• [OBJECTIVE]: Go through the listing and return every line with "styles" in it.

• [PROVIDED DATA]:
§ §
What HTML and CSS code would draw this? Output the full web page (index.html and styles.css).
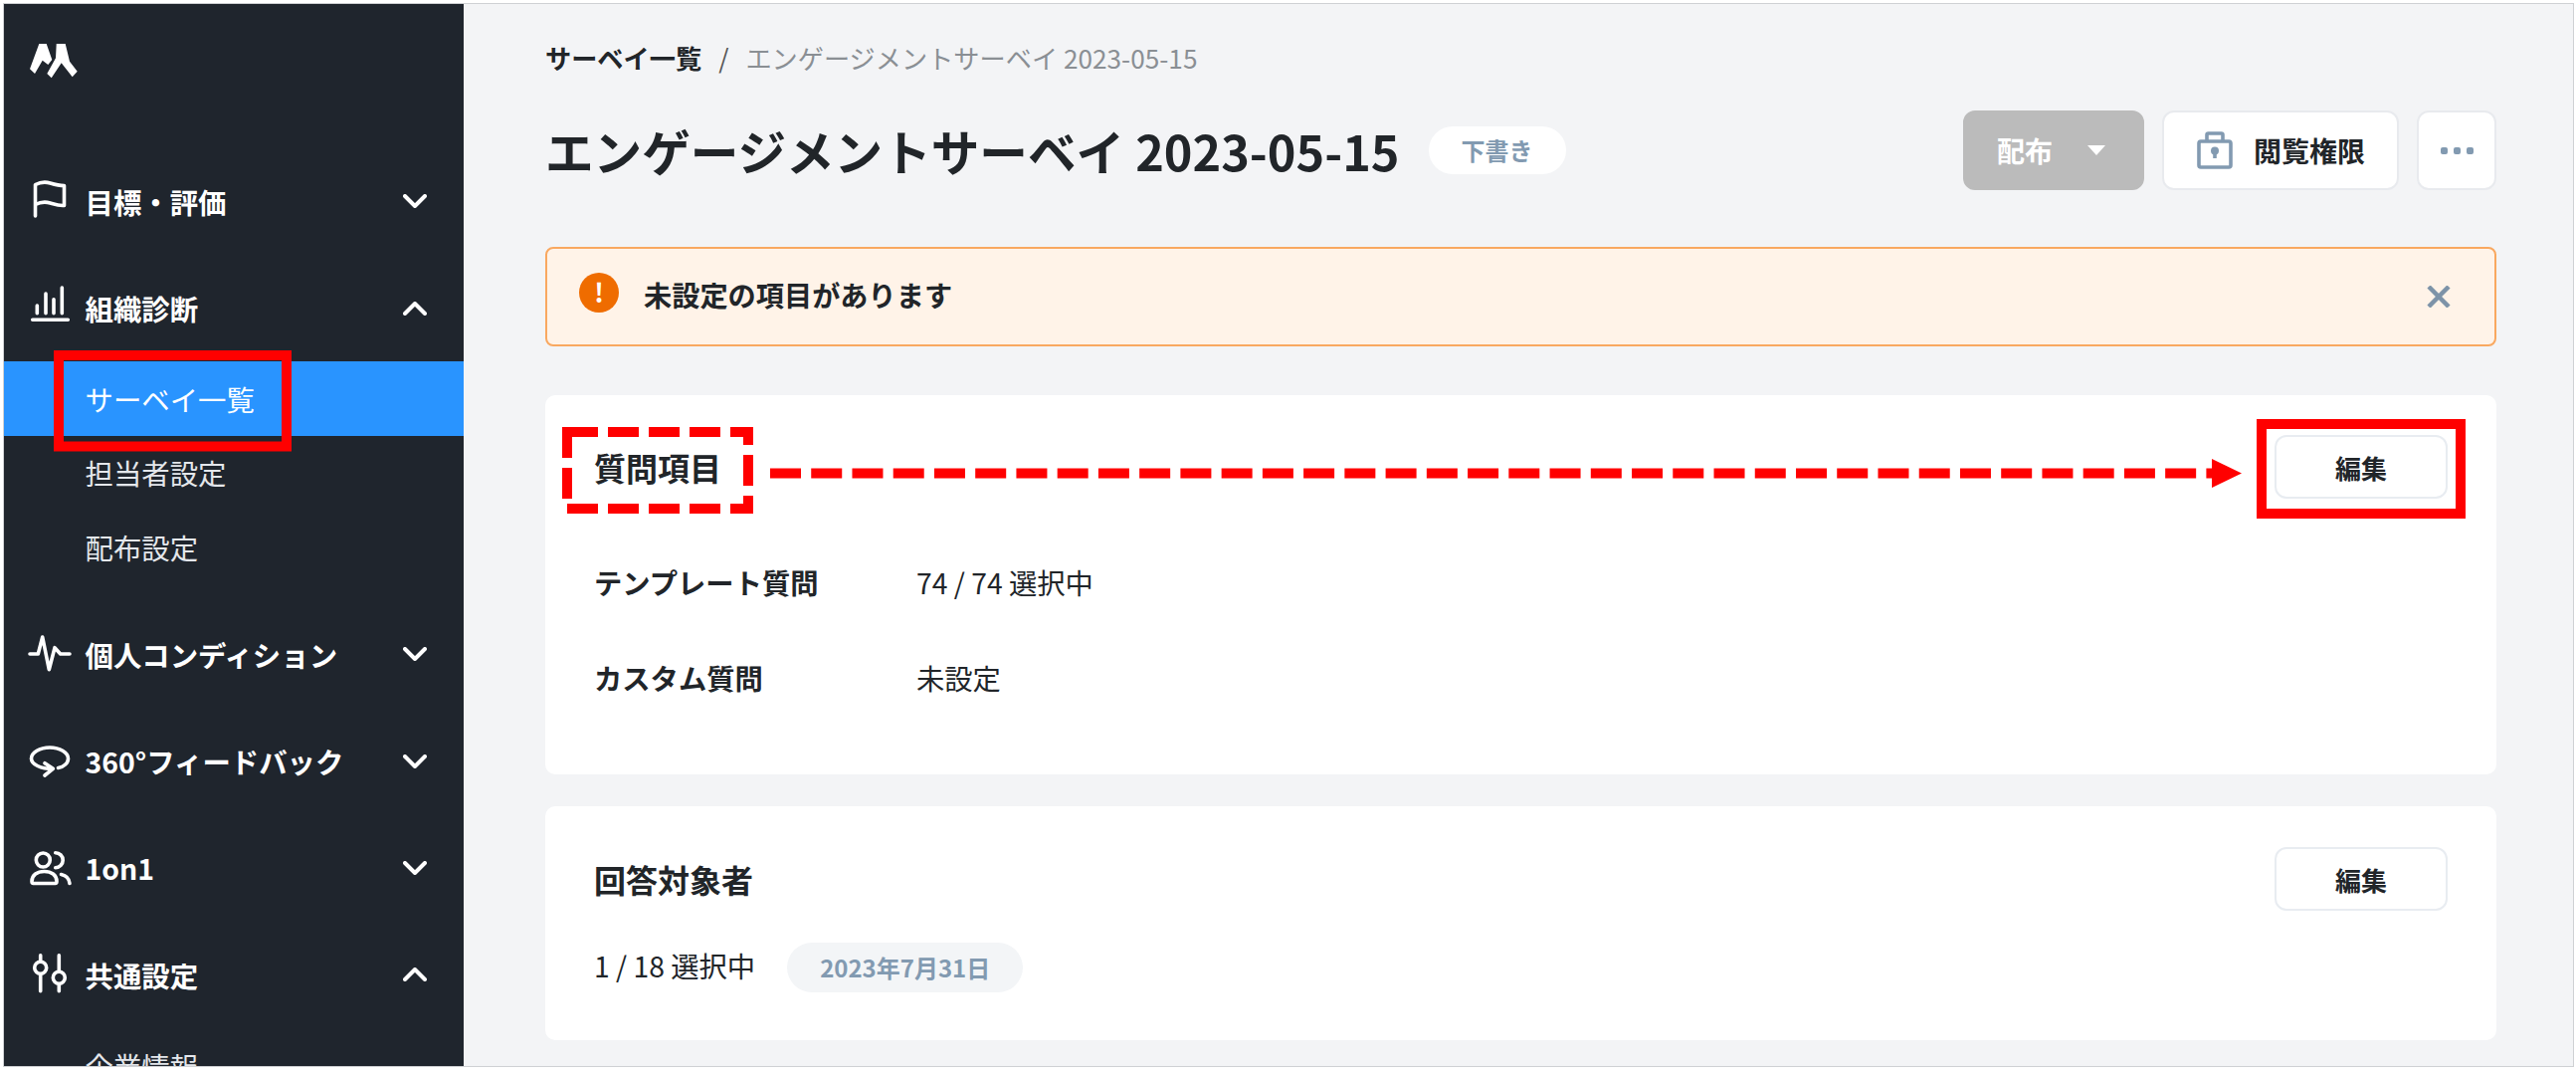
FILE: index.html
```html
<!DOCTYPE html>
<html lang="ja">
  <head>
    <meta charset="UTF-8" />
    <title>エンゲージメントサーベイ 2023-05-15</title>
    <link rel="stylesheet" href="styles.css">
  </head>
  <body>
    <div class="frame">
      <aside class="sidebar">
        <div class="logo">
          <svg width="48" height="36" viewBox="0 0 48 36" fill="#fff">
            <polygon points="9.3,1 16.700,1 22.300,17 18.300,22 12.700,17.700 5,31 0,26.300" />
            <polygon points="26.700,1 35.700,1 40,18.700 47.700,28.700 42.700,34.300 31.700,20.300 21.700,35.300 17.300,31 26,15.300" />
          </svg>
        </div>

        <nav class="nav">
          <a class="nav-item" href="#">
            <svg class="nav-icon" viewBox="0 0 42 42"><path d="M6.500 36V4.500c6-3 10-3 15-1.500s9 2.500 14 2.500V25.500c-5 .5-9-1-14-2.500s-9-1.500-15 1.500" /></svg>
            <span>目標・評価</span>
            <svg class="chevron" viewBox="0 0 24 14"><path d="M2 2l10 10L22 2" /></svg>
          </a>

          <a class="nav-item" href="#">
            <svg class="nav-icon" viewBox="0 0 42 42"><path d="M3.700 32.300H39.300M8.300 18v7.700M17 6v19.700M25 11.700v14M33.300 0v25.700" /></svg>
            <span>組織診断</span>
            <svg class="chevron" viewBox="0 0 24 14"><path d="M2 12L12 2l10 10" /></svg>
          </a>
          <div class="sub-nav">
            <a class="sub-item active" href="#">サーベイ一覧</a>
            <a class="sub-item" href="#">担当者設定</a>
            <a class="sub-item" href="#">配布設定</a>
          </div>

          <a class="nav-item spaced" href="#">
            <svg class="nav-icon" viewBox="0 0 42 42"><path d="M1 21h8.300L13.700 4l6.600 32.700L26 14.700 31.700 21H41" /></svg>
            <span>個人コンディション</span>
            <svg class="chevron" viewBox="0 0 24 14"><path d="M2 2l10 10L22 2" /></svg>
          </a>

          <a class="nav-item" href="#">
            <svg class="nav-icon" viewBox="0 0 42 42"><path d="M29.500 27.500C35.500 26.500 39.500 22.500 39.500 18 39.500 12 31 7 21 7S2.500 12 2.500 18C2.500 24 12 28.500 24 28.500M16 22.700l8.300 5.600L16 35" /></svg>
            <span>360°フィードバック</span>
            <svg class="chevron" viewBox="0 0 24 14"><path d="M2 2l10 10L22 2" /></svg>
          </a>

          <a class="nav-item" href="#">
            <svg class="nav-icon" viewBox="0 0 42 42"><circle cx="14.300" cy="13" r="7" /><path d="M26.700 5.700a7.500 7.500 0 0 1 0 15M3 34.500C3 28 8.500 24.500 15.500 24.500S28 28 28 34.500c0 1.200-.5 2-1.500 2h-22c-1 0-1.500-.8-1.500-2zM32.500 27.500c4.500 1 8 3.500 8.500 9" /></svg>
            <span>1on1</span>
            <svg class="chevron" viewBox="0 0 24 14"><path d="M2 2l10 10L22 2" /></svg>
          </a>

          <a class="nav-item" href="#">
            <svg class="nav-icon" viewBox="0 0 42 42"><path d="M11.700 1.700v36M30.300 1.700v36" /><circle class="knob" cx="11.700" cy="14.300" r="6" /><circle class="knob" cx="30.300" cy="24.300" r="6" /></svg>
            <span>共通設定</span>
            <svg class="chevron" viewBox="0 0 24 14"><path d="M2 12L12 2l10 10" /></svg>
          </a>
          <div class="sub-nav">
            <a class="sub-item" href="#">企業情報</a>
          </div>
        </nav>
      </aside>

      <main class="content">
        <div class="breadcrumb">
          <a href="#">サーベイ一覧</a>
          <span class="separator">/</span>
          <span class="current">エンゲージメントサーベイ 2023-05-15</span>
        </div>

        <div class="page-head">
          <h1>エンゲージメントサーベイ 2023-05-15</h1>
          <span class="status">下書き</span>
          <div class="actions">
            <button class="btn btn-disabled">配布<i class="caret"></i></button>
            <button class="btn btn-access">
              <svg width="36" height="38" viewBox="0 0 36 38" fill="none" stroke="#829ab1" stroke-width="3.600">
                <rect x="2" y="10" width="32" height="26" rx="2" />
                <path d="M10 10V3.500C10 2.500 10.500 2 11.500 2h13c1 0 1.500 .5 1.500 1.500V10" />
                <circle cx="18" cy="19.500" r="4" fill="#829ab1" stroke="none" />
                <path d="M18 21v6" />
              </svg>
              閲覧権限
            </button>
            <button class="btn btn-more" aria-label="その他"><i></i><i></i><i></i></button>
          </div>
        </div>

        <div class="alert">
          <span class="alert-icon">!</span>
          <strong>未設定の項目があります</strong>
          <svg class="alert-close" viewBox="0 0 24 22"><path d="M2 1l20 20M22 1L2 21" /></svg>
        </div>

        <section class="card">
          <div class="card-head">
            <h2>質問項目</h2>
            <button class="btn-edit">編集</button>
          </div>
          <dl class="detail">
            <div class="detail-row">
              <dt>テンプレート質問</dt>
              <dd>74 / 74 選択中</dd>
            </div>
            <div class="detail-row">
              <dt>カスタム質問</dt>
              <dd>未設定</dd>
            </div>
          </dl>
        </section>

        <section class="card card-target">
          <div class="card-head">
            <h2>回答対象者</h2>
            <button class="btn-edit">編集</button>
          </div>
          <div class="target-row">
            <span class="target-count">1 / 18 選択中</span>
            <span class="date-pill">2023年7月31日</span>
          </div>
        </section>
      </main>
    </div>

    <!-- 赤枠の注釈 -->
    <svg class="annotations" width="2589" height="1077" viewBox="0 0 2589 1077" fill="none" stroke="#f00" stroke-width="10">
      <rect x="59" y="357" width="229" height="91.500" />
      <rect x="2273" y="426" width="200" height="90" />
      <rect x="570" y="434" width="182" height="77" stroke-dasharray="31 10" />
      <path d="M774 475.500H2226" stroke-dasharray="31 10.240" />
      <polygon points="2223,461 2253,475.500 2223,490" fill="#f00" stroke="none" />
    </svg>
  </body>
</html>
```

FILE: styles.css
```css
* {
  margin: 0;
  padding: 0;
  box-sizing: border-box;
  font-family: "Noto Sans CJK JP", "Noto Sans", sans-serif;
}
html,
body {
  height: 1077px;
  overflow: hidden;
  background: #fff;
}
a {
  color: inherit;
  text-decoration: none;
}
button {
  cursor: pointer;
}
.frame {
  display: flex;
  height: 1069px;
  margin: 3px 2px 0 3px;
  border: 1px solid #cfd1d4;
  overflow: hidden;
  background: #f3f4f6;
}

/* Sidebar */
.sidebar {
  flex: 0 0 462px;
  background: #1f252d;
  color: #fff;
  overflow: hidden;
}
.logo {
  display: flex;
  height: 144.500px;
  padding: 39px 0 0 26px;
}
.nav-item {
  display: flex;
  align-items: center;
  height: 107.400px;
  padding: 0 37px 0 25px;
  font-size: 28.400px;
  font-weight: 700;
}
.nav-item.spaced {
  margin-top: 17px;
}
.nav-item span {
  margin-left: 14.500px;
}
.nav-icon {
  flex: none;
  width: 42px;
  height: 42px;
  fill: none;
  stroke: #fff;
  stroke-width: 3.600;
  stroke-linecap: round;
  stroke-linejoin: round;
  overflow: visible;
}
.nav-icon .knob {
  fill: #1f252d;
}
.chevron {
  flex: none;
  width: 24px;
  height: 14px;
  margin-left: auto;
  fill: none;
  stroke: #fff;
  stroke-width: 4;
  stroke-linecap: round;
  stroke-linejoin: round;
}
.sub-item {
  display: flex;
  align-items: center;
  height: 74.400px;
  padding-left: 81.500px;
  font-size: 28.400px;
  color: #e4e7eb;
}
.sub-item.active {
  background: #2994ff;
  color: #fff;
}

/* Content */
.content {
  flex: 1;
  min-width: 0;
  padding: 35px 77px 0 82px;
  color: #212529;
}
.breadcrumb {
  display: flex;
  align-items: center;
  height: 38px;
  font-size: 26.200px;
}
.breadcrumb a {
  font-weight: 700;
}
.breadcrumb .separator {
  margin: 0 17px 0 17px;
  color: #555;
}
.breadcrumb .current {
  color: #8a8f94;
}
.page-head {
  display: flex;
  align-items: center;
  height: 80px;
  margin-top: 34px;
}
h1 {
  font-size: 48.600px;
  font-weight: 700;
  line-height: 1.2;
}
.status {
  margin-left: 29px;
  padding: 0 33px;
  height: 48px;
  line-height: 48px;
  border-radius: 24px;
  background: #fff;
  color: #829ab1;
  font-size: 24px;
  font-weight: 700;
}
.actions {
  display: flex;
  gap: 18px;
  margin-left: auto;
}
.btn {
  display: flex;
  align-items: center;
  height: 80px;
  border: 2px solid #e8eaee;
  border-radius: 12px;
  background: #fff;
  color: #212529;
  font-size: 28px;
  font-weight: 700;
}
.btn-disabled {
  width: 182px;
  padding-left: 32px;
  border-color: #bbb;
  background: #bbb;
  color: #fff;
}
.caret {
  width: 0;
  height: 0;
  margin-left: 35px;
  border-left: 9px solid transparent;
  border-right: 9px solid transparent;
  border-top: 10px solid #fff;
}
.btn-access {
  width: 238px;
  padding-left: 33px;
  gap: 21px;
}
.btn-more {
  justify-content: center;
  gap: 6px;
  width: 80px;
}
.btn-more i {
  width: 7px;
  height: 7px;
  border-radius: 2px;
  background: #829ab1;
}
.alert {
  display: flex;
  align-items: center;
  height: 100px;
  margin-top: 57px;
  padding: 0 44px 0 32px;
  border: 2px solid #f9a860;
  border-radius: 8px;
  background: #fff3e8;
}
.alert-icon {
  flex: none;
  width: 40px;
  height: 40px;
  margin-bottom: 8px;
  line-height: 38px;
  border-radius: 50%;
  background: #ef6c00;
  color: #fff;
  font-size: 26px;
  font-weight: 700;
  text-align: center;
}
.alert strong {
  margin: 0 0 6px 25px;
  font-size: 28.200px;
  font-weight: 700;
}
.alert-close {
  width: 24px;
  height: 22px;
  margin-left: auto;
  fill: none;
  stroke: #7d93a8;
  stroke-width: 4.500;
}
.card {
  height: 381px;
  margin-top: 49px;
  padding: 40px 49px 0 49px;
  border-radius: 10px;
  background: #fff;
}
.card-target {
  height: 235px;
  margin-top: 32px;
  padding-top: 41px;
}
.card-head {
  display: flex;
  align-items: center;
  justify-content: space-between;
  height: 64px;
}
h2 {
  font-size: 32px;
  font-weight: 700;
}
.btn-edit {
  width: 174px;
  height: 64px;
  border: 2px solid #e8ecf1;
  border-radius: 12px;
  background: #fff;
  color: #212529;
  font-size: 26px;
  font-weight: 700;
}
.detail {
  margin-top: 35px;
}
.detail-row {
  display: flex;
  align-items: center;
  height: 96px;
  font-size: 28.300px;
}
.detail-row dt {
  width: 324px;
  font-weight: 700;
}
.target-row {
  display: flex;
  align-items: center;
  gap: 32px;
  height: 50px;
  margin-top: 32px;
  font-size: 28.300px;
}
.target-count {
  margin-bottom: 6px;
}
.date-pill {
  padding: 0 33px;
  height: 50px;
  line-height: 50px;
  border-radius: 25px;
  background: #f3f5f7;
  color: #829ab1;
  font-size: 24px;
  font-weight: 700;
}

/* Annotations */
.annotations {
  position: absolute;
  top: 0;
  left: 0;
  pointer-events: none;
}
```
§ §
• [COMPLETE ANSWER]:
What HTML and CSS code would draw this? Output the full web page (index.html and styles.css).
    <link rel="stylesheet" href="styles.css">
FILE: styles.css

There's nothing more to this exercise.